The Court noted that any prejudice which would result from the introduction of the evidence of other crimes would not be enlarged by the fact of joinder in those incidents where the crimes would have been admissible in several trials. With these principles in mind, the federal courts have fashioned a rule whereby crimes which are not admissible in separate trials ordinarily should not be tried together. Robinson v. United States, 459 F.2d 847 (D.C.Cir.1972); United States v. Carter, 475 F.2d 349 (D.C.Cir.1973). The Court noted, however, that the federal courts have not found that all such situations merit severance. For instance,
“[10] The federal courts ... have, however, found no prejudicial effect from joinder when the evidence of each crime is simple and distinct, even though such evidence might not have been admissible in separate trials .. This rests upon the assumption that, with a proper charge, the jury can easily keep such evidence separate in their deliberations and, therefore, the danger of the jury’s cumulating the evidence is substantially reduced.” Drew, supra at 91. Thus, where the parties and the judge through an orderly presentation of the evidence and careful and precise instructions, limit the possible prejudice brought about *398by joinder, severance may not be mandatory.

The Supreme Court further stated that “a severance need not be granted if prejudice can effectively be avoided by other safeguards.” Id, 386 So.2d at 1372.

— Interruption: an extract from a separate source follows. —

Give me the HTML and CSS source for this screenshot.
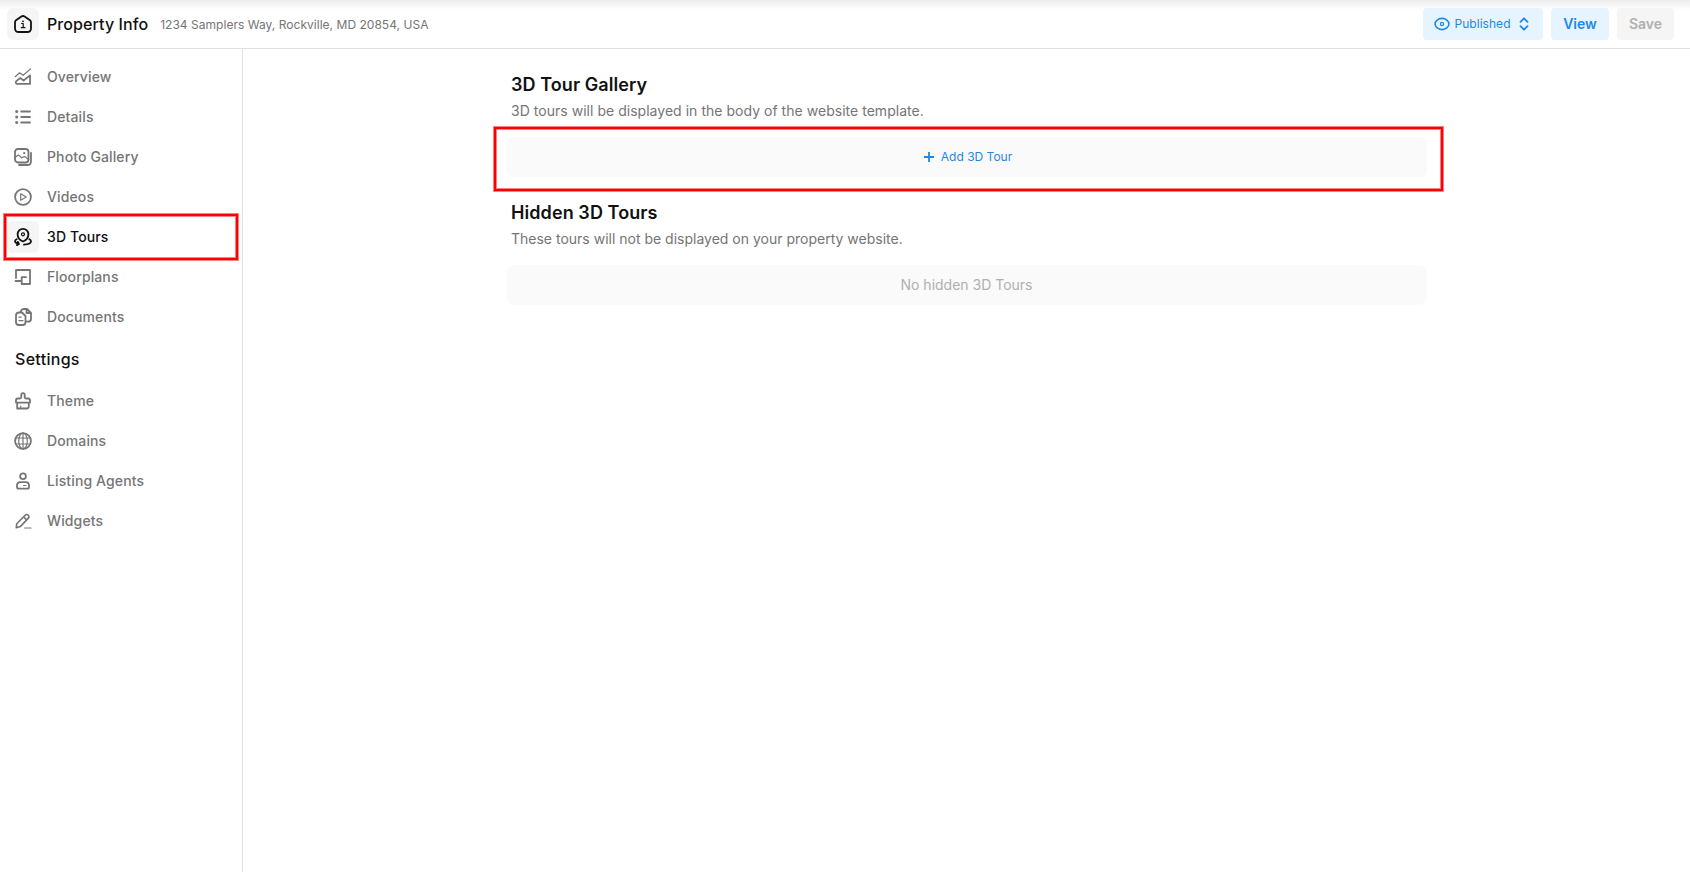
FILE: index.html
```html
<!DOCTYPE html>
<html lang="en">
<head>
<meta charset="utf-8">
<title>Property Info</title>
<link rel="stylesheet" href="styles.css">
</head>
<body>
<header class="topbar">
  <span class="icon-box icon-box-active">
    <svg class="icon icon-home" viewBox="0 0 18 18"><path d="M1 7.200Q1 6 2 5.300L7.400 1.500Q9 .5 10.600 1.500L16 5.300Q17 6 17 7.200V13.200Q17 17 13.200 17H4.800Q1 17 1 13.200Z"/><path class="thin" d="M7.600 8.500H9.200V12.500M7.300 12.700H11"/><circle class="dot" cx="9" cy="6.300" r=".9"/></svg>
  </span>
  <h1 class="title">Property Info</h1>
  <span class="address">1234 Samplers Way, Rockville, MD 20854, USA</span>
  <div class="actions">
    <button class="btn btn-status">
      <svg class="icon-eye" viewBox="0 0 16 14"><ellipse cx="8" cy="7" rx="6.900" ry="5.600"/><circle class="thin" cx="8" cy="7" r="1.600"/></svg>
      <span>Published</span>
      <svg class="icon-sort" viewBox="0 0 10 14"><path d="M1.500 4.800 5 1.300 8.500 4.800M1.500 9.200 5 12.700 8.500 9.200"/></svg>
    </button>
    <button class="btn btn-view">View</button>
    <button class="btn btn-save">Save</button>
  </div>
</header>
<div class="body">
  <nav class="sidebar">
    <a class="item"><span class="icon-box"><svg class="icon" viewBox="0 0 18 18"><path class="thin" d="M1.200 8.700 5.600 4.800 9.200 7.300 16.600.9"/><path d="M2 13.400 6.200 10 9.600 12.500 16 7.400V15.900H3Q1.500 15.900 2 13.400Z"/></svg></span><span class="label">Overview</span></a>
    <a class="item"><span class="icon-box"><svg class="icon" viewBox="0 0 18 18"><path d="M7.200 3.500H16M7.200 9H16M7.200 14.500H16"/><circle class="dot" cx="2.700" cy="3.500" r="1.500"/><circle class="dot" cx="2.700" cy="9" r="1.500"/><circle class="dot" cx="2.700" cy="14.500" r="1.500"/></svg></span><span class="label">Details</span></a>
    <a class="item"><span class="icon-box"><svg class="icon" viewBox="0 0 18 18"><rect x="1" y="1" width="13.500" height="13.500" rx="3"/><path class="thin" d="M1 9.500 3.500 7.500Q4.500 6.800 5.500 7.700L7.700 10 9.500 8.800Q10.500 8.200 11.500 9L14.500 11.600"/><circle class="dot" cx="10.200" cy="5.200" r="1.100"/><path d="M17 4.800V13.200Q17 17 13.200 17H5"/></svg></span><span class="label">Photo Gallery</span></a>
    <a class="item"><span class="icon-box"><svg class="icon" viewBox="0 0 18 18"><circle cx="9" cy="9" r="7.900"/><path class="thin" d="M6.700 5.800V12.200L12.200 9Z"/></svg></span><span class="label">Videos</span></a>
    <a class="item item-active"><span class="icon-box icon-box-active"><svg class="icon" viewBox="0 0 18 18"><path d="M9 13.500C6.800 12.700 3.600 10.300 3.600 6.300A5.400 5.400 0 0 1 14.400 6.300C14.400 10.300 11.200 12.700 9 13.500Z"/><circle class="thin" cx="9" cy="6.300" r="1.500"/><path d="M2.600 11.300Q1 12.200 1 13.200 1 14.700 4.300 15.700M3.900 13.900 5 15.900 2.900 17.100M15.400 11.300Q17 12.200 17 13.300 17 16.200 10 16.700"/></svg></span><span class="label">3D Tours</span></a>
    <a class="item"><span class="icon-box"><svg class="icon" viewBox="0 0 18 18"><path d="M2 10V2H16V16H7.700V9.200H12M1.500 13H7"/></svg></span><span class="label">Floorplans</span></a>
    <a class="item"><span class="icon-box"><svg class="icon" viewBox="0 0 18 18"><path d="M2 7.700Q2 4.500 5 4.500H8L11.500 8V14.300Q11.500 17 8.700 17H4.700Q2 17 2 14.300ZM6.800 4.300Q6.800 1 10.100 1H13L17 5V10.700Q17 13.700 14 13.700H12M12.500 1.300V5H16.700"/><path class="thin" d="M5 9.200H7M5 12.700H9"/></svg></span><span class="label">Documents</span></a>
    <h2 class="group">Settings</h2>
    <a class="item"><span class="icon-box"><svg class="icon" viewBox="0 0 18 18"><path d="M3.200 10.600H14.800V14.300Q14.800 16.500 12.600 16.500H3.200ZM3.200 10.600H2V8.300Q2 6.500 3.800 6.500H5.700Q7.300 6.500 7.300 5V2.800Q7.300 1.200 9 1.200 10.700 1.200 10.700 2.800V5Q10.700 6.500 12.300 6.500H14.200Q16 6.500 16 8.300V10.600H14.800"/><path class="thin" d="M6.700 16V14"/></svg></span><span class="label">Theme</span></a>
    <a class="item"><span class="icon-box"><svg class="icon" viewBox="0 0 18 18"><circle cx="9" cy="9" r="7.900"/><ellipse class="thin" cx="9" cy="9" rx="4.300" ry="8"/><path class="thin" d="M9 1V17M1.800 6H16.200M1.800 12H16.200"/></svg></span><span class="label">Domains</span></a>
    <a class="item"><span class="icon-box"><svg class="icon" viewBox="0 0 18 18"><circle cx="9" cy="4.200" r="2.900"/><path d="M3 13.700Q3 10.200 6.400 10.200H11.600Q15 10.200 15 13.700V15Q15 16.700 13.300 16.700H4.700Q3 16.700 3 15Z"/><path class="thin" d="M9.500 13.500H12"/></svg></span><span class="label">Listing Agents</span></a>
    <a class="item"><span class="icon-box"><svg class="icon" viewBox="0 0 18 18"><path class="mid" d="M2.300 15.700 2.700 11.800 11.200 3.200Q12.700 1.800 14.200 3.200 15.700 4.800 14.200 6.400L6.300 14.600ZM9.600 4.900 12.700 8"/><path class="thin" d="M10.700 16H17"/></svg></span><span class="label">Widgets</span></a>
  </nav>
  <main class="content">
    <section class="section">
      <h2 class="heading">3D Tour Gallery</h2>
      <p class="desc desc-wide">3D tours will be displayed in the body of the website template.</p>
      <div class="panel-wrap"><button class="panel panel-add"><svg class="icon-plus" viewBox="0 0 10 10"><path d="M5 0V10M0 5H10"/></svg><span class="label">Add 3D Tour</span></button></div>
    </section>
    <section class="section">
      <h2 class="heading">Hidden 3D Tours</h2>
      <p class="desc">These tours will not be displayed on your property website.</p>
      <div class="panel panel-empty">No hidden 3D Tours</div>
    </section>
  </main>
</div>
</body>
</html>
```
FILE: styles.css
```css
* { box-sizing: border-box; }
body { margin: 0; height: 872px; overflow: hidden; display: flex; flex-direction: column; background: #fff; color: #111; font-family: Inter, "Liberation Sans", sans-serif; font-size: 14px; }
h1, h2, p { margin: 0; }
button { border: 0; font-family: inherit; }
svg { fill: none; stroke: currentColor; stroke-width: 1.8; stroke-linejoin: round; stroke-linecap: round; flex: none; }
.thin { stroke-width: 1.2; }
.mid { stroke-width: 1.6; }
.dot { fill: currentColor; stroke: none; }
.icon { width: 18px; height: 18px; }

.topbar { height: 49px; flex: none; display: flex; align-items: center; padding: 0 16px 0 7px; border-bottom: 1px solid #e0e0e0; background: linear-gradient(#ededed, #fff 10px); }
.title { margin-left: 8px; font-size: 16px; font-weight: 500; letter-spacing: .08px; }
.address { margin-left: 12px; font-size: 12px; letter-spacing: .03px; color: #757575; }
.actions { margin-left: auto; display: flex; gap: 8px; }
.btn { height: 32px; border-radius: 4px; display: flex; align-items: center; justify-content: center; padding: 0 0 2px; font-size: 14px; font-weight: 600; }
.btn-status { width: 120px; gap: 4px; padding: 0 3px 1px 0; font-size: 12px; font-weight: 400; letter-spacing: .05px; background: #e6f4ff; color: #1e88e5; }
.btn-view { width: 58px; background: #e6f4ff; color: #1e88e5; }
.btn-save { width: 57px; background: #f5f5f5; color: #b0b0b0; }
.icon-eye { width: 16px; height: 14px; stroke-width: 1.6; }
.icon-sort { width: 10px; height: 14px; margin-left: 4px; }

.icon-box { width: 32px; height: 32px; flex: none; border-radius: 6px; display: flex; align-items: center; justify-content: center; }
.icon-box-active { background: #f5f5f5; }

.body { flex: 1; display: flex; min-height: 0; }
.sidebar { width: 243px; flex: none; border-right: 1px solid #e0e0e0; padding: 8px 3px 0; }
.item { height: 40px; display: flex; align-items: center; gap: 8px; padding-left: 4px; font-weight: 500; letter-spacing: .12px; color: #757575; }
.label { padding-bottom: 2px; }
.item-active { color: #111; position: relative; }
.group { height: 44px; padding: 0 12px; line-height: 44px; font-size: 16px; font-weight: 500; letter-spacing: .3px; }

/* Red callout frames */
.item-active::after, .panel-wrap::after { content: ""; position: absolute; border: 2px solid #f00; box-shadow: 0 0 0 1px #ff8080, inset 0 0 0 1px #ff8080; pointer-events: none; }
.item-active::after { inset: -3px 1px -3px 1px; }
.panel-wrap::after { inset: -10px -16px -14px -13px; }

.content { width: 920px; margin: 22px 0 0 264px; }
.section { height: 128px; }
.heading { padding-left: 4px; line-height: 28px; font-size: 18px; font-weight: 600; letter-spacing: .08px; }
.desc { padding-left: 4px; line-height: 24px; margin-bottom: 14px; color: #757575; }
.desc-wide { letter-spacing: .03px; }
.panel { width: 100%; height: 40px; display: flex; align-items: center; justify-content: center; background: #fafafa; border-radius: 6px; }
.panel-wrap { position: relative; }
.panel-add { gap: 7px; padding: 0 0 0 2px; font-size: 12px; color: #1e88e5; }
.panel-empty { padding: 0 1px 2px 0; border-radius: 8px; color: #b0b0b0; }
.icon-plus { width: 10px; height: 10px; stroke-linecap: butt; }
```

In State v. Stevens, 522 So.2d 1218, 1221 (La.App. 4th Cir.1988), writ denied 524 So.2d 517 (La.1988), this court stated:

Code of Criminal Procedure Article 495.1 permits the Trial Court to grant a severance of offenses which have been properly joined in the same indictment upon a showing of prejudice to the defendant. The Trial Court’s ruling on a motion to sever is subject to appellate review under an abuse of discretion standard. State v. Celestine, 452 So.2d 676 (La.1984). When, as in this case, offenses are joined under Article 493 because they are “of the same or similar character” and the defense argues prejudice, the first inquiry in reviewing the denial of a severance is to determine whether evidence of each offense would have been admissible under the Prieur standard at the separate trial of the other. State v. Carter, 352 So.2d 607 (La.1977); State v. Washington, 386 So.2d 1368 (La.1980). Treating, as does defense counsel, the four counts as to the first victim as one offense and the counts as to the second victim as another offense, we believe evidence of either “offense” would have been admissible at a separate trial of the other. Nonetheless, this finding is not the sole basis for our holding that Stevens was not entitled to a severance. Even if the Prieur standard is not deemed satisfied, the offenses need not be severed unless the defendant is prejudiced by the joinder of the offenses for one trial. There is no prejudice “when the evidence of each offense is relatively simple and distinct” so that the “jury can easily keep the evidence of each offense separate in its deliberations.” Celestine. 452 So.2d at 680.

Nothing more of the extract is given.